I finally popped into the coffee shop just up the street from my apartment where the smell of the roasting coffee was wafting into the street.  Inside, I found two coffee chemists behind the counter meticulously monitoring the controls and temperature gauges on the computerized roaster, and taking occasional bean samples to measure the roasting progress.  The only thing they were missing were lab coats, which they had substituted with coffee house sweaters. 

On the counter were test tubes with slow, cold ‘Dutch coffee’ drips running for the coffee drinkers that don’t drink it for the caffeine.  Apparently it is the heat that releases the caffeine in coffee, so brewing the Dutch coffee with cold water leaves it with very low caffeine content.  Yeah, I don’t see the point to caffeine-free coffee either, but they bottle the Dutch coffee in wine bottles, for the sophisticated drinker, and it’s a bit of a thing here. 

Anyway, lining the walls of the coffee shop were large plastic bins and burlap bags filled with fresh coffee beans from around the world, awaiting roasting by the coffee technicians at work behind the counter.  In short, this place takes coffee seriously. 

Just inside the door, they have a book case of small-batch coffees with names like Gentleman, Geisha, Tchembe, Panama Diamond Mountain, along with a few I actually recognized.  I asked one of the chemists what he’d recommend for a French Press, and he went into a ten-minute monologue arguing the pros and cons of a few choices and finally settled on the Tchembe.  Bear in mind that in most shops where I had looked for a coffee maker, the word “French Press” and my best charades impression got me nothing more than quizzical looks; but here, it got me a coffee thesis.  Unfortunately, it was in Korean.  I was in luck however, because the label listed flavor notes in English: Dried Banana, Strawberry, Spicy, Heavy. 

Banana?  Strawberry?! What have I gotten myself into?  I thanked him for the advice and continued to browse the shelf reading the flavor notes for something a little less daring, and suggesting a darker roast.  As I narrowed my search, the only other patron sitting at the counter chimed in to ask if I had understood anything from the recommendation.  And he asked me in English, so I now had a translator on the coffee safari.  After some discussion, I decided to try the ‘Gentlemen,’ which said it had notes of caramel.  And, after a little more discussion to explain that I did realize it was not a tasting room, and I would have to pay for the drink, I sat down to watch the coffee-making performance. 
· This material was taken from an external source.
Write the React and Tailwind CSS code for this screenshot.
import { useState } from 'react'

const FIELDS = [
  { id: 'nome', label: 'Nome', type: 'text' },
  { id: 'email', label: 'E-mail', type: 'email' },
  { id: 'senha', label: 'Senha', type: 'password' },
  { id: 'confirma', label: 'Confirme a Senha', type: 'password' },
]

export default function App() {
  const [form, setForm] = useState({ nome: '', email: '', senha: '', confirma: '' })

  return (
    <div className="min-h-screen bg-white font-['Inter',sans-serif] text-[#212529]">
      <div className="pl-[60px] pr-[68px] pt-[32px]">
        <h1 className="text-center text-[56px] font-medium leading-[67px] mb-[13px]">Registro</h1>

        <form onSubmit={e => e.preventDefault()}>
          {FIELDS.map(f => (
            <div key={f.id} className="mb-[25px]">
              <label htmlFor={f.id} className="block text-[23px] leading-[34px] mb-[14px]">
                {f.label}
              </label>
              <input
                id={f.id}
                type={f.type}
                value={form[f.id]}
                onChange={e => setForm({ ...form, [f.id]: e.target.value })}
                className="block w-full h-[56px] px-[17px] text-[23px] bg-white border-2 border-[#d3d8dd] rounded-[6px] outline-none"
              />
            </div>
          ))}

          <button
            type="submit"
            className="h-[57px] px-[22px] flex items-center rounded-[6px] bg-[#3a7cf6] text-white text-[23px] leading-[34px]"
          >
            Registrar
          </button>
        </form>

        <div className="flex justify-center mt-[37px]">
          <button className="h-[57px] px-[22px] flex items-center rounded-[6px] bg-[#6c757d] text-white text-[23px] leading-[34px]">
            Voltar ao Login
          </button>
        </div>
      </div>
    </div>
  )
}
The barista began by pouring hot water back and forth from one kettle to another, extending his arms to extend the pour, either for show, or to aerate, or maybe even cool the water to the right temperature.  Whichever the case, he was happy with the results and next, he poured some in the coffee pot to warm it, and then poured it out.  Then, he carefully dampened the filter, before adding the grinds and beginning the slow-pour brewing.  After he finished brewing, he sampled two small shots to check the quality before pouring a cup for me and my translator at the bar.  I didn’t dare ask for cream or sugar.
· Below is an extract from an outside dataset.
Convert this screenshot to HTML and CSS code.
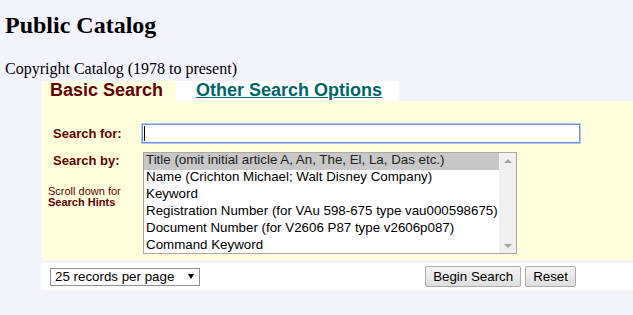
FILE: index.html
```html
<!DOCTYPE html>
<html lang="en">
<head>
    <meta charset="UTF-8">
    <meta name="viewport" content="width=device-width, initial-scale=1.0">
    <title>Public Catalog</title>
    <link rel="stylesheet" href="styles.css">
</head>
<body>
    <h1 class="page-title">Public Catalog</h1>
    <p class="subtitle">Copyright Catalog (1978 to present)</p>

    <form class="search-form" onsubmit="return false;">
        <div class="tabs">
            <div class="tab tab-active">Basic Search</div>
            <div class="tab tab-other"><a href="#">Other Search Options</a></div>
        </div>

        <div class="panel">
            <div class="row row-for">
                <label class="field-label" for="search-arg">Search for:</label>
                <div class="input-wrap">
                    <input type="text" id="search-arg" class="search-input">
                </div>
            </div>

            <div class="row row-by">
                <div class="label-col">
                    <span class="field-label">Search by:</span>
                    <p class="hint">Scroll down for<br><b>Search Hints</b></p>
                </div>
                <div class="listbox" role="listbox" aria-label="Search by">
                    <ul class="listbox-items">
                        <li class="listbox-item selected" role="option" aria-selected="true">Title (omit initial article A, An, The, El, La, Das etc.)</li>
                        <li class="listbox-item" role="option">Name (Crichton Michael; Walt Disney Company)</li>
                        <li class="listbox-item" role="option">Keyword</li>
                        <li class="listbox-item" role="option">Registration Number (for VAu 598-675 type vau000598675)</li>
                        <li class="listbox-item" role="option">Document Number (for V2606 P87 type v2606p087)</li>
                        <li class="listbox-item" role="option">Command Keyword</li>
                    </ul>
                    <div class="scrollbar">
                        <span class="arrow arrow-up"></span>
                        <span class="arrow arrow-down"></span>
                    </div>
                </div>
            </div>
        </div>

        <div class="actions">
            <div class="actions-inner">
                <div class="select-wrap">
                    <select class="per-page">
                        <option>25 records per page</option>
                        <option>50 records per page</option>
                        <option>100 records per page</option>
                    </select>
                </div>
                <div class="buttons">
                    <button type="submit" class="btn">Begin Search</button>
                    <button type="reset" class="btn">Reset</button>
                </div>
            </div>
        </div>
    </form>
</body>
</html>
```

FILE: styles.css
```css
:root {
    --page-bg: #f3f3fc;
    --panel-bg: #ffffdd;
    --label-color: #660000;
    --link-color: #006666;
}

* {
    box-sizing: border-box;
}

body {
    margin: 0;
    padding: 0 0 0 5px;
    background-color: var(--page-bg);
    color: #000;
    font-family: "Liberation Serif", "Times New Roman", serif;
}

.page-title {
    margin: 0;
    padding-top: 11px;
    font-size: 24px;
    line-height: 28px;
    font-weight: 700;
}

.subtitle {
    margin: 21px 0 0;
    font-size: 16px;
    line-height: 18px;
}

.search-form {
    margin: 3px 0 0 36px;
    font-family: "Liberation Sans", Arial, sans-serif;
}

/* tabs */
.tabs {
    display: flex;
    margin-left: 1px;
}

.tab {
    height: 20px;
    font-size: 18px;
    line-height: 18px;
    font-weight: 700;
}

.tab-active {
    width: 134px;
    padding-left: 8px;
    background-color: var(--panel-bg);
    color: var(--label-color);
}

.tab-other {
    width: 223px;
    padding-left: 20px;
    background-color: #fff;
}

.tab-other a {
    color: var(--link-color);
    text-decoration: underline;
}

/* yellow panel */
.panel {
    margin-left: 1px;
    padding: 23px 0 6px;
    background-color: var(--panel-bg);
}

.row {
    display: flex;
}

.row-for {
    align-items: center;
}

.row-by {
    margin-top: 9px;
    align-items: flex-start;
}

.field-label {
    display: block;
    width: 100px;
    padding-left: 11px;
    font-size: 13px;
    line-height: 15px;
    font-weight: 700;
    color: var(--label-color);
}

.label-col {
    width: 100px;
    padding-top: 1px;
}

.hint {
    margin: 18px 0 0 6px;
    font-size: 11px;
    line-height: 11px;
    color: var(--label-color);
}

.input-wrap {
    position: relative;
}

.input-wrap::after {
    content: "";
    position: absolute;
    left: 2px;
    top: 2px;
    width: 1px;
    height: 15px;
    background-color: #000;
}

.search-input {
    display: block;
    width: 438px;
    height: 19px;
    margin: 0;
    padding: 0 2px;
    border: 1px solid #6f97d8;
    box-shadow: 0 0 0 1px #aec7ee;
    background-color: #fff;
    font-family: inherit;
    font-size: 13px;
    outline: none;
}

/* list box */
.listbox {
    display: flex;
    width: 374px;
    height: 102px;
    margin-left: 1px;
    border: 1px solid #a9a9a9;
    background-color: #fff;
    overflow: hidden;
}

.listbox-items {
    flex: 1;
    margin: 0;
    padding: 0;
    list-style: none;
    font-size: 13.33px;
    line-height: 14px;
    color: #000;
    white-space: nowrap;
    overflow: hidden;
}

.listbox-item {
    padding: 0 2px;
    height: 17px;
}

.listbox-item.selected {
    background-color: #c8c8c8;
    color: #222;
}

.scrollbar {
    width: 17px;
    background-color: #f0f0f0;
    display: flex;
    flex-direction: column;
    justify-content: space-between;
    align-items: center;
    padding: 6px 0 5px;
}

.arrow {
    width: 0;
    height: 0;
    border-left: 4px solid transparent;
    border-right: 4px solid transparent;
}

.arrow-up {
    border-bottom: 4px solid #a3a3a3;
}

.arrow-down {
    border-top: 4px solid #a3a3a3;
}

/* bottom row */
.actions {
    margin-top: 3px;
    height: 27px;
    background-color: #fff;
    display: flex;
    align-items: center;
    padding-left: 9px;
}

.actions-inner {
    width: 526px;
    display: flex;
    align-items: center;
    justify-content: space-between;
}

.select-wrap {
    position: relative;
}

.select-wrap::after {
    content: "";
    position: absolute;
    left: 138px;
    top: 6px;
    border-left: 3.5px solid transparent;
    border-right: 3.5px solid transparent;
    border-top: 5px solid #000;
    pointer-events: none;
}

.per-page {
    display: block;
    width: 150px;
    height: 18px;
    margin: 0;
    padding: 0 0 0 4px;
    border: 1px solid #8f8f8f;
    border-radius: 0;
    background-color: #fff;
    color: #000;
    font-family: inherit;
    font-size: 13.33px;
    -webkit-appearance: none;
    appearance: none;
}

.buttons {
    display: flex;
    gap: 4px;
}

.btn {
    height: 21px;
    margin: 0;
    padding: 0 7px;
    border: 1px solid #adadad;
    border-radius: 2px;
    background: linear-gradient(#f5f5f5, #dedede);
    color: #000;
    font-family: inherit;
    font-size: 13.33px;
    cursor: pointer;
}
```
My first choice was nice, but had a bit of an acidic finish, so I decided to try the Tchembe that he had recommended.  After another preparation performance, I found it had a cleaner finish and, possibly due to the power of suggestion, I could actually taste a hint of strawberry.  After an hour of sipping and chatting with my new translating friend, I thanked the coffee chemist crew and headed home with a bag of fresh ground Tchembe goodness.